I could imagine enjoying an Alfred vs. Commissioner Gordon showdown, though, if they’re the only ones left intact.
But in any case, as I was writing said e-mail, a book from my 70s childhood that I ordered used online arrived at my office: Susan Price’s creepy 1973 horror tale, purportedly for kids, The Devil’s Piper (in which the kid heroes end up visiting Satan, a goatheaded fellow on a throne in Hell, which is depicted with unnerving blandness as a sort of empty 1600s cabin, or so I recall — I’ll refresh my memory in time to make it my July 2009 Book Selection — in the meantime, note the author’s diabolical photo atop this entry).

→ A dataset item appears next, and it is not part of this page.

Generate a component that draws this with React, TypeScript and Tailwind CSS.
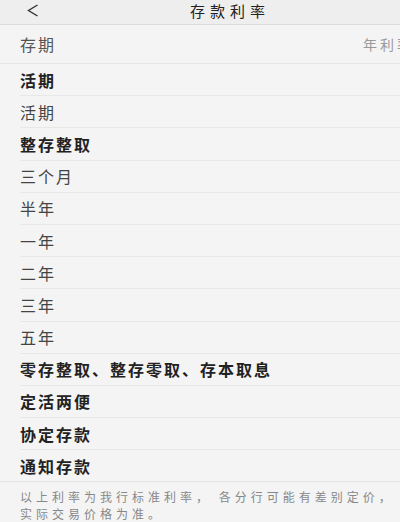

And stamps in the front of this copy of The Devil’s Piper suggest that its previous owners were the Belmont, MA public library (which discarded it) and a religious elementary school: specifically, the Armenian Sisters Academy of Lexington, MA — and wasn’t I just griping about a seemingly Hitler-respecting Armenian in my blog entry two days ago?
I’m not a believer in the supernatural — or even in fate/synchronicity (despite planning to see the Police in their final concert tomorrow) — but if I were, I’d say there’s only one conclusion I can draw from this odd confluence of events:
It is my unholy destiny to become the Batman of Armenia (not to be confused with the actual Batman Province of Turkey, of course).